# TASK BRIEF:
Your task is to transcribe all of the records exactly and leave out the pictures.

Rows from a dataset
· · · · · · ·

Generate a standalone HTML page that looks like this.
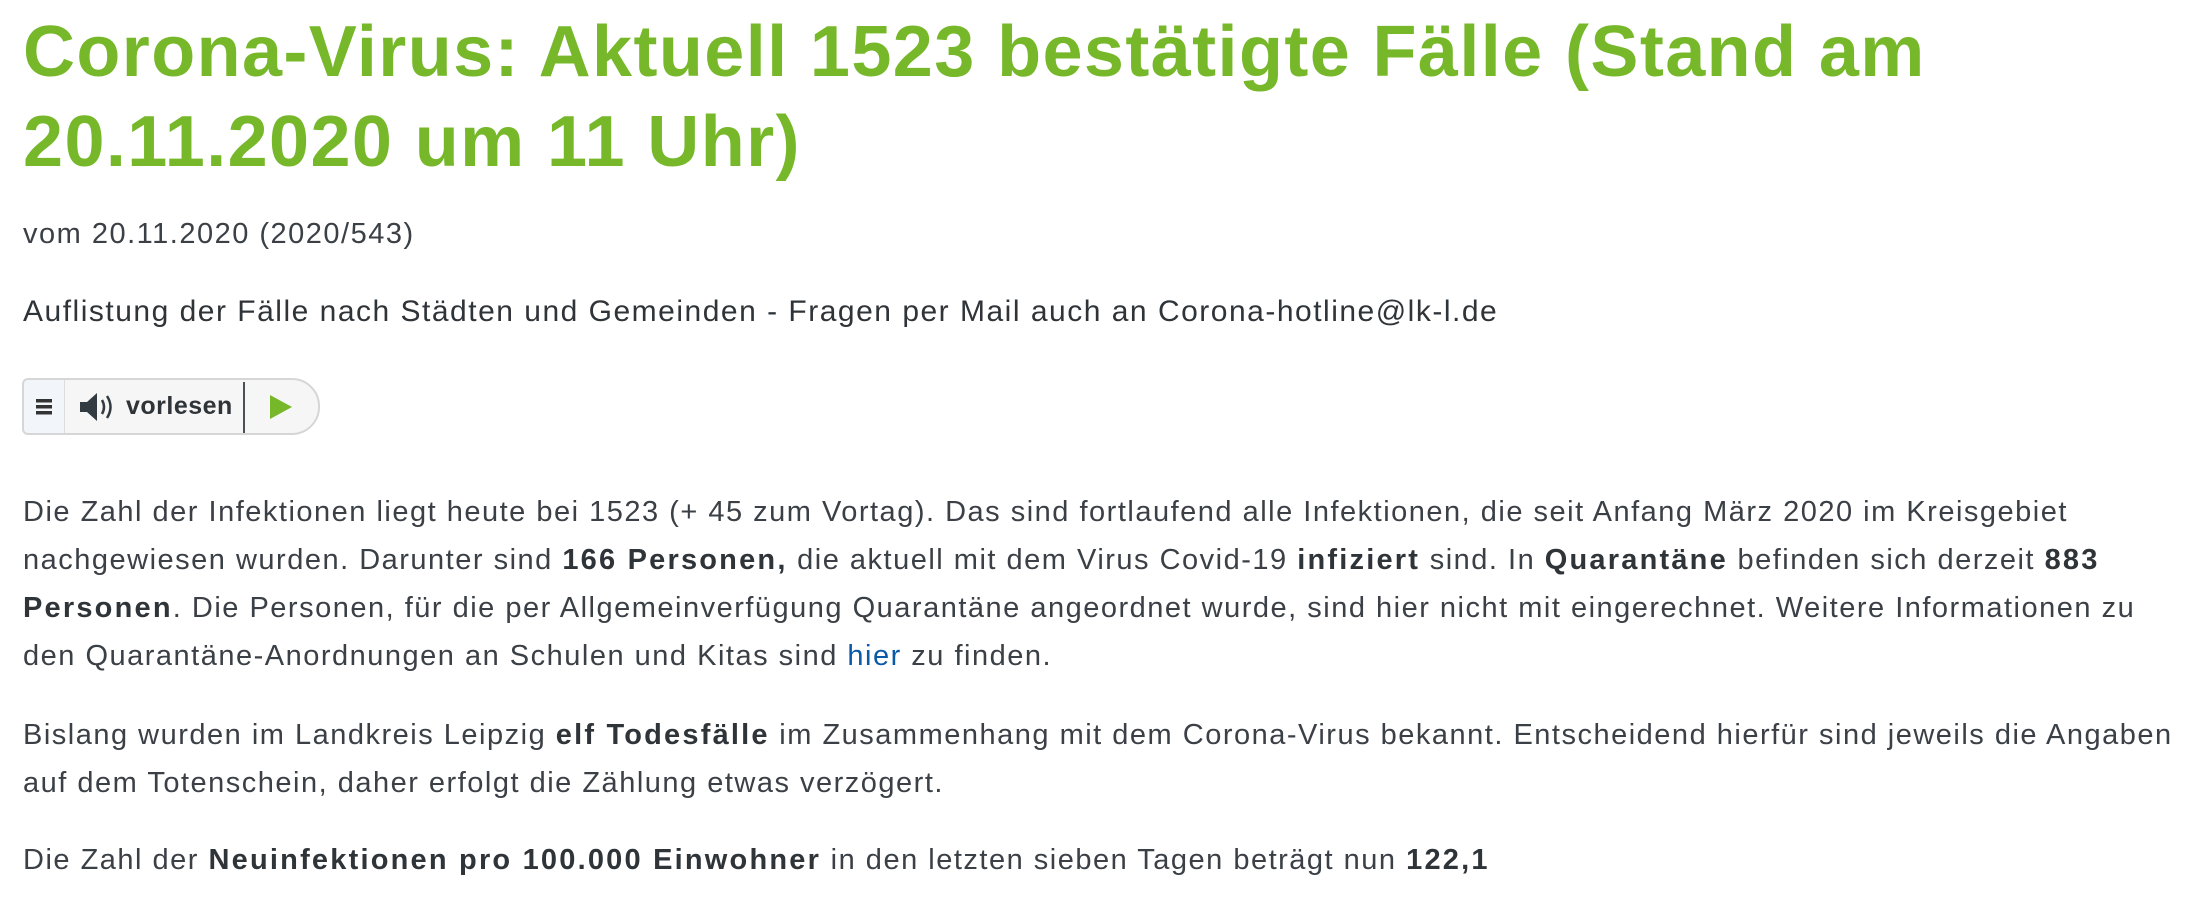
<!DOCTYPE html>
<html><head><meta charset="utf-8"><style>
html,body{margin:0;padding:0;background:#fff;width:2210px;height:902px;overflow:hidden}
body{font-family:"Liberation Sans",sans-serif;color:#3b4046}
h1{position:absolute;left:23px;top:7px;margin:0;font-size:72px;line-height:90px;font-weight:bold;color:#76b82a;letter-spacing:1.4px;white-space:nowrap}
.t{position:absolute;left:23px;font-size:29px;white-space:nowrap;letter-spacing:1.5px}
p{margin:0}
b{color:#2f3439;letter-spacing:2.2px}
a{color:#0a5aa8;text-decoration:none}
.btn{position:absolute;left:22px;top:378px;width:294px;height:53px;border:2px solid #d6d6d6;border-radius:6px 28px 28px 6px;background:#f6f6f6;box-sizing:content-box}
.m{position:absolute;left:0;top:0;width:40px;height:53px;background:#f2f6fa;border-right:1px solid #ddd;border-radius:5px 0 0 5px}
.d{position:absolute;left:219px;top:2px;width:2px;height:51px;background:#4a4f55}
</style></head><body>
<h1>Corona-Virus: Aktuell 1523 bestätigte Fälle (Stand am<br>20.11.2020 um 11 Uhr)</h1>
<div class="t" style="top:218px">vom 20.11.2020 (2020/543)</div>
<div class="t" style="top:295px;color:#2f3439;font-size:30px;letter-spacing:1.5px">Auflistung der Fälle nach Städten und Gemeinden - Fragen per Mail auch an Corona-hotline@lk-l.de</div>
<div class="btn">
 <div class="m"><svg width="40" height="53"><rect x="12" y="19" width="16" height="3.5" fill="#333"/><rect x="12" y="25" width="16" height="3.5" fill="#333"/><rect x="12" y="31" width="16" height="3.5" fill="#333"/></svg></div>
 <svg style="position:absolute;left:54px;top:10px" width="40" height="34"><path d="M2 12h7l10-9v28l-10-9H2z" fill="#333b42"/><path d="M24 10q4 7 0 14M29 6q7 11 0 22" stroke="#333b42" stroke-width="2.5" fill="none"/></svg>
 <div style="position:absolute;left:102px;top:12px;font-size:25px;font-weight:bold;color:#2f3439;letter-spacing:0.5px">vorlesen</div>
 <div class="d"></div>
 <svg style="position:absolute;left:245px;top:14px" width="26" height="26"><path d="M1 1L23 13L1 25z" fill="#76b82a"/></svg>
</div>
<div class="t" style="top:488px;line-height:48px">
<p>Die Zahl der Infektionen liegt heute bei 1523 (+ 45 zum Vortag). Das sind fortlaufend alle Infektionen, die seit Anfang März 2020 im Kreisgebiet<br>nachgewiesen wurden. Darunter sind <b>166 Personen,</b> die aktuell mit dem Virus Covid-19 <b>infiziert</b> sind. In <b>Quarantäne</b> befinden sich derzeit <b>883</b><br><b>Personen</b>. Die Personen, für die per Allgemeinverfügung Quarantäne angeordnet wurde, sind hier nicht mit eingerechnet. Weitere Informationen zu<br>den Quarantäne-Anordnungen an Schulen und Kitas sind <a>hier</a> zu finden.</p>
</div>
<div class="t" style="top:711px;line-height:48px">
<p>Bislang wurden im Landkreis Leipzig <b>elf Todesfälle</b> im Zusammenhang mit dem Corona-Virus bekannt. Entscheidend hierfür sind jeweils die Angaben<br>auf dem Totenschein, daher erfolgt die Zählung etwas verzögert.</p>
</div>
<div class="t" style="top:836px;line-height:48px">
<p>Die Zahl der <b>Neuinfektionen pro 100.000 Einwohner</b> in den letzten sieben Tagen beträgt nun <b>122,1</b></p>
</div>
</body></html>
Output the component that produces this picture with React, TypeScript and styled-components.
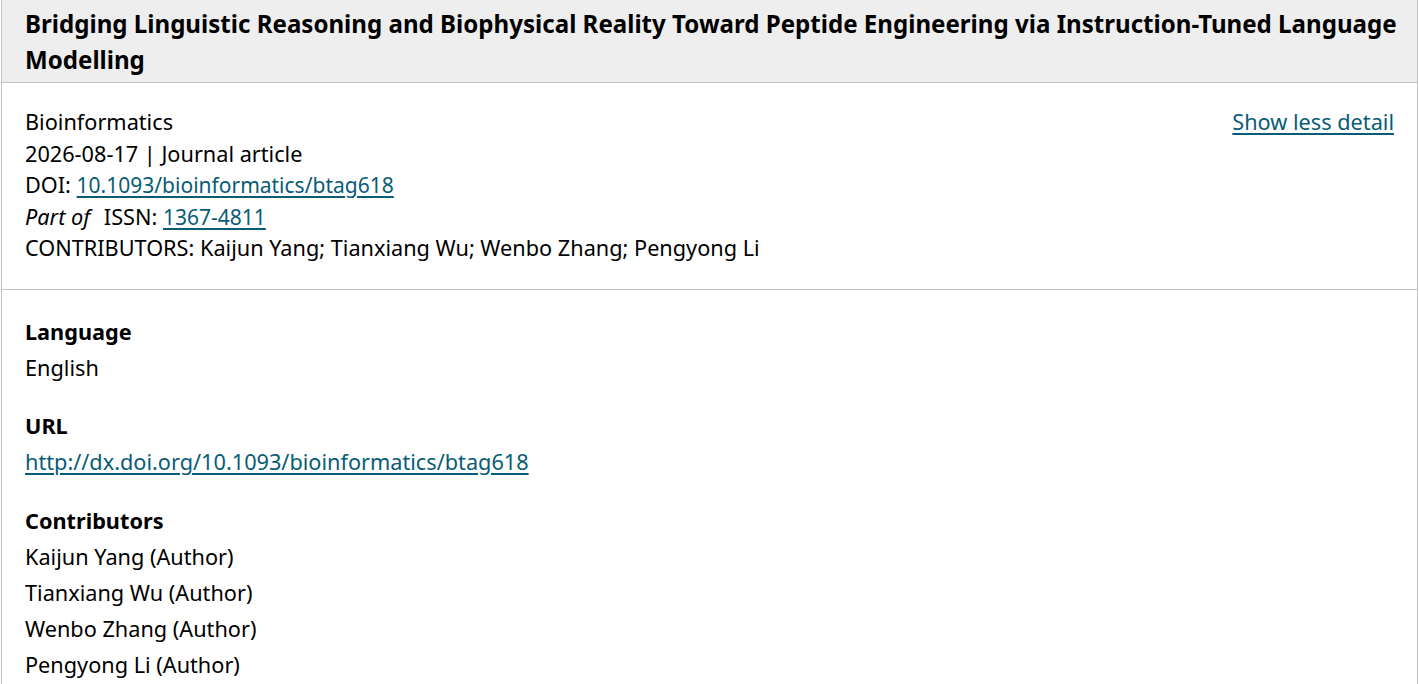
import React from "react";
import styled, { createGlobalStyle } from "styled-components";

const GlobalStyle = createGlobalStyle`
  body {
    margin: 0;
    background: #fff;
    font-family: "Noto Sans", "Open Sans", sans-serif;
    color: #000;
  }
`;

const contributors = ["Kaijun Yang", "Tianxiang Wu", "Wenbo Zhang", "Pengyong Li"];

export default function App() {
  return (
    <>
      <GlobalStyle />
      <Card>
        <Header>
          <Title>
            Bridging Linguistic Reasoning and Biophysical Reality Toward Peptide Engineering via
            Instruction-Tuned Language Modelling
          </Title>
        </Header>
        <Summary>
          <div>
            <Line>Bioinformatics</Line>
            <Line>2026-08-17 | Journal article</Line>
            <Line>
              DOI: <InlineLink href="#">10.1093/bioinformatics/btag618</InlineLink>
            </Line>
            <Line>
              <PartOf>Part of</PartOf> ISSN: <InlineLink href="#">1367-4811</InlineLink>
            </Line>
            <Line>CONTRIBUTORS: {contributors.join("; ")}</Line>
          </div>
          <Link href="#">Show less detail</Link>
        </Summary>
        <Details>
          <Field>
            <Label>Language</Label>
            <Value>English</Value>
          </Field>
          <Field>
            <Label>URL</Label>
            <Value>
              <Link href="#">http://dx.doi.org/10.1093/bioinformatics/btag618</Link>
            </Value>
          </Field>
          <Field>
            <Label>Contributors</Label>
            {contributors.map((c) => (
              <Value key={c}>{c} (Author)</Value>
            ))}
          </Field>
        </Details>
      </Card>
    </>
  );
}

const Card = styled.div`
  margin: 0 1px;
  border: 1px solid #c4c4c4;
  border-top: none;
  border-radius: 0 0 4px 4px;
  font-size: 21.7px;
`;

const Header = styled.div`
  background: #eeeeee;
  border-bottom: 1px solid #c4c4c4;
  padding: 6px 14px 4px 23px;
`;

const Title = styled.h3`
  margin: 0;
  font-size: 24.1px;
  font-weight: 700;
  line-height: 36px;
`;

const Summary = styled.div`
  display: flex;
  justify-content: space-between;
  align-items: flex-start;
  padding: 23px 23px 25px;
  border-bottom: 1px solid #c4c4c4;
  line-height: 31.5px;
`;

const Line = styled.div``;

const PartOf = styled.em`
  margin-right: 8px;
`;

const Link = styled.a`
  color: #085c77;
  text-decoration: underline;
  text-underline-offset: 3px;
`;

const InlineLink = styled(Link)`
  font-size: 21px;
  line-height: 1;
`;

const Details = styled.div`
  padding: 24px 23px;
`;

const Field = styled.div`
  margin-bottom: 22.5px;
`;

const Label = styled.div`
  font-weight: 700;
  line-height: 36px;
`;

const Value = styled.div`
  line-height: 36px;
`;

· · · · · · ·

# SOLUTION TO THE PROBLEM:
Generate a standalone HTML page that looks like this.
<!DOCTYPE html>
<html><head><meta charset="utf-8"><style>
html,body{margin:0;padding:0;background:#fff;width:2210px;height:902px;overflow:hidden}
body{font-family:"Liberation Sans",sans-serif;color:#3b4046}
h1{position:absolute;left:23px;top:7px;margin:0;font-size:72px;line-height:90px;font-weight:bold;color:#76b82a;letter-spacing:1.4px;white-space:nowrap}
.t{position:absolute;left:23px;font-size:29px;white-space:nowrap;letter-spacing:1.5px}
p{margin:0}
b{color:#2f3439;letter-spacing:2.2px}
a{color:#0a5aa8;text-decoration:none}
.btn{position:absolute;left:22px;top:378px;width:294px;height:53px;border:2px solid #d6d6d6;border-radius:6px 28px 28px 6px;background:#f6f6f6;box-sizing:content-box}
.m{position:absolute;left:0;top:0;width:40px;height:53px;background:#f2f6fa;border-right:1px solid #ddd;border-radius:5px 0 0 5px}
.d{position:absolute;left:219px;top:2px;width:2px;height:51px;background:#4a4f55}
</style></head><body>
<h1>Corona-Virus: Aktuell 1523 bestätigte Fälle (Stand am<br>20.11.2020 um 11 Uhr)</h1>
<div class="t" style="top:218px">vom 20.11.2020 (2020/543)</div>
<div class="t" style="top:295px;color:#2f3439;font-size:30px;letter-spacing:1.5px">Auflistung der Fälle nach Städten und Gemeinden - Fragen per Mail auch an Corona-hotline@lk-l.de</div>
<div class="btn">
 <div class="m"><svg width="40" height="53"><rect x="12" y="19" width="16" height="3.5" fill="#333"/><rect x="12" y="25" width="16" height="3.5" fill="#333"/><rect x="12" y="31" width="16" height="3.5" fill="#333"/></svg></div>
 <svg style="position:absolute;left:54px;top:10px" width="40" height="34"><path d="M2 12h7l10-9v28l-10-9H2z" fill="#333b42"/><path d="M24 10q4 7 0 14M29 6q7 11 0 22" stroke="#333b42" stroke-width="2.5" fill="none"/></svg>
 <div style="position:absolute;left:102px;top:12px;font-size:25px;font-weight:bold;color:#2f3439;letter-spacing:0.5px">vorlesen</div>
 <div class="d"></div>
 <svg style="position:absolute;left:245px;top:14px" width="26" height="26"><path d="M1 1L23 13L1 25z" fill="#76b82a"/></svg>
</div>
<div class="t" style="top:488px;line-height:48px">
<p>Die Zahl der Infektionen liegt heute bei 1523 (+ 45 zum Vortag). Das sind fortlaufend alle Infektionen, die seit Anfang März 2020 im Kreisgebiet<br>nachgewiesen wurden. Darunter sind <b>166 Personen,</b> die aktuell mit dem Virus Covid-19 <b>infiziert</b> sind. In <b>Quarantäne</b> befinden sich derzeit <b>883</b><br><b>Personen</b>. Die Personen, für die per Allgemeinverfügung Quarantäne angeordnet wurde, sind hier nicht mit eingerechnet. Weitere Informationen zu<br>den Quarantäne-Anordnungen an Schulen und Kitas sind <a>hier</a> zu finden.</p>
</div>
<div class="t" style="top:711px;line-height:48px">
<p>Bislang wurden im Landkreis Leipzig <b>elf Todesfälle</b> im Zusammenhang mit dem Corona-Virus bekannt. Entscheidend hierfür sind jeweils die Angaben<br>auf dem Totenschein, daher erfolgt die Zählung etwas verzögert.</p>
</div>
<div class="t" style="top:836px;line-height:48px">
<p>Die Zahl der <b>Neuinfektionen pro 100.000 Einwohner</b> in den letzten sieben Tagen beträgt nun <b>122,1</b></p>
</div>
</body></html>
Output the component that produces this picture with React, TypeScript and styled-components.
import React from "react";
import styled, { createGlobalStyle } from "styled-components";

const GlobalStyle = createGlobalStyle`
  body {
    margin: 0;
    background: #fff;
    font-family: "Noto Sans", "Open Sans", sans-serif;
    color: #000;
  }
`;

const contributors = ["Kaijun Yang", "Tianxiang Wu", "Wenbo Zhang", "Pengyong Li"];

export default function App() {
  return (
    <>
      <GlobalStyle />
      <Card>
        <Header>
          <Title>
            Bridging Linguistic Reasoning and Biophysical Reality Toward Peptide Engineering via
            Instruction-Tuned Language Modelling
          </Title>
        </Header>
        <Summary>
          <div>
            <Line>Bioinformatics</Line>
            <Line>2026-08-17 | Journal article</Line>
            <Line>
              DOI: <InlineLink href="#">10.1093/bioinformatics/btag618</InlineLink>
            </Line>
            <Line>
              <PartOf>Part of</PartOf> ISSN: <InlineLink href="#">1367-4811</InlineLink>
            </Line>
            <Line>CONTRIBUTORS: {contributors.join("; ")}</Line>
          </div>
          <Link href="#">Show less detail</Link>
        </Summary>
        <Details>
          <Field>
            <Label>Language</Label>
            <Value>English</Value>
          </Field>
          <Field>
            <Label>URL</Label>
            <Value>
              <Link href="#">http://dx.doi.org/10.1093/bioinformatics/btag618</Link>
            </Value>
          </Field>
          <Field>
            <Label>Contributors</Label>
            {contributors.map((c) => (
              <Value key={c}>{c} (Author)</Value>
            ))}
          </Field>
        </Details>
      </Card>
    </>
  );
}

const Card = styled.div`
  margin: 0 1px;
  border: 1px solid #c4c4c4;
  border-top: none;
  border-radius: 0 0 4px 4px;
  font-size: 21.7px;
`;

const Header = styled.div`
  background: #eeeeee;
  border-bottom: 1px solid #c4c4c4;
  padding: 6px 14px 4px 23px;
`;

const Title = styled.h3`
  margin: 0;
  font-size: 24.1px;
  font-weight: 700;
  line-height: 36px;
`;

const Summary = styled.div`
  display: flex;
  justify-content: space-between;
  align-items: flex-start;
  padding: 23px 23px 25px;
  border-bottom: 1px solid #c4c4c4;
  line-height: 31.5px;
`;

const Line = styled.div``;

const PartOf = styled.em`
  margin-right: 8px;
`;

const Link = styled.a`
  color: #085c77;
  text-decoration: underline;
  text-underline-offset: 3px;
`;

const InlineLink = styled(Link)`
  font-size: 21px;
  line-height: 1;
`;

const Details = styled.div`
  padding: 24px 23px;
`;

const Field = styled.div`
  margin-bottom: 22.5px;
`;

const Label = styled.div`
  font-weight: 700;
  line-height: 36px;
`;

const Value = styled.div`
  line-height: 36px;
`;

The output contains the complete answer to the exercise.